Session1. I open transction (and locking the tables), modify tables, and commit or rollback.

Session2> Read the committed (!!) datas from tables.



I think the reduce of table locking time is more important, than I can read WitH (NOLOCK) any committed or non-committed data from session2 under the long a long transaction.



The problem is an automatically transaction's start when calling sp, that is not controllable in the sp. I would like to control the transactions in the sp. When I not started the transaction or I committed the last transaction, the Session2 can be read without a NOLOCK hint from tables of Session1's stored precedure, until I start the next transaction in the session1's sp. I would like to write short time transactions between the long running select in the same sp.



I think there is no need the "with nolock" in the collecting select, because it is the same session which started the transaction, and the tables are readable the inner of transaction, The another session session cannot read tables until under the transaction. When I will committed, the another session can be read the tables, but the another session cannot read. Why??



there is no method to call commit from sp to a powerbuilder transaction object. This automatically started transaction will be finish, when finish the sp, and lock the tables until finish the sp. It is a long time transaction which is no need. The transaction needs only modify, when we only reading, or calculating in the long running part of stored procedure then transaction and table lock needless.



Regards,

Géza
  1. Helpful
  1. Miguel Leeuwe
  2. Saturday, 3 July 2021 22:35 PM UTC
yes, your workflow seems correct to me.

The reason why I say you should use the "with(nolock)" hint is this:

I'm a bit rusty with sqlserver, but as far as I remember, if you have your locking set to read "only commited data", and then do a Select without doing the with(nolock), then that same SELECT puts a shared lock on the resultset of the table(s). The way to prevent that shared lock, is by using the with(nolock) hint.

Now if I understand you well, you are saying that you get a new transaction start right after the first commit before doing any Select? I don't think that would happen, unless you do a new "BEGIN TRAN or some update or delete or insert statement.

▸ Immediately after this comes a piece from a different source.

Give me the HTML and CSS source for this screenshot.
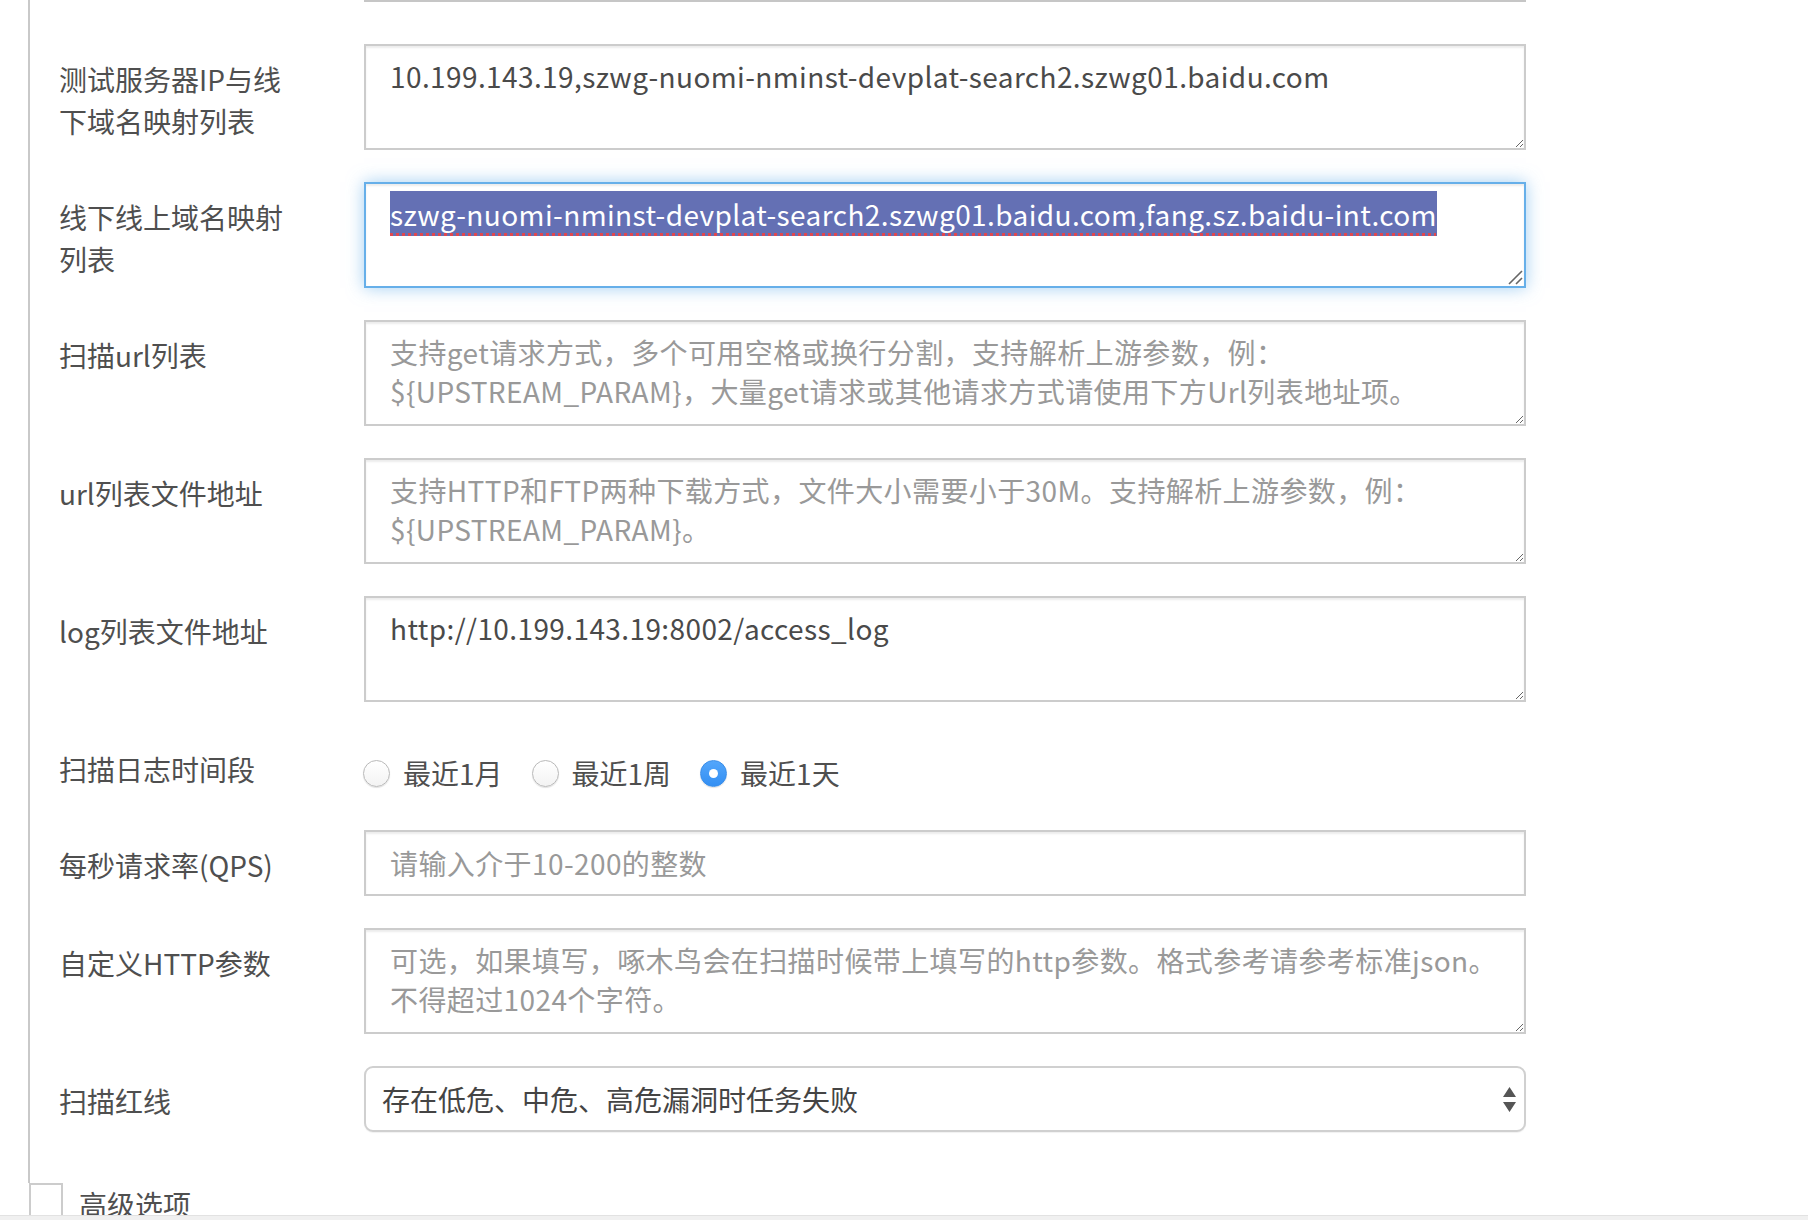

On this page https://www.mssqltips.com/sqlservertutorial/3305/what-does-begin-tran-rollback-tran-and-commit-tran-mean/ it explains that when you do a COMMIT, then your @@TRANCOUNT will be decrease by a value of 1. Maybe you should check in your code on how many open transactions you have. IF for example @@TRANCOUNT = 2 and you then do a COMMIT, @@TRANCOUNT would become 1, but you would still have that single transaction open.

Sorry, but I can't test anything as I don't have SQL Server installed.

regards.



  1. Helpful
  1. Miguel Leeuwe
  2. Saturday, 3 July 2021 22:48 PM UTC
To be clear: the WITH(NOLOCK) does NOT mean that another user can read uncommited changes done by you. It simply means that the table won't be locked for him while you are running your SELECT.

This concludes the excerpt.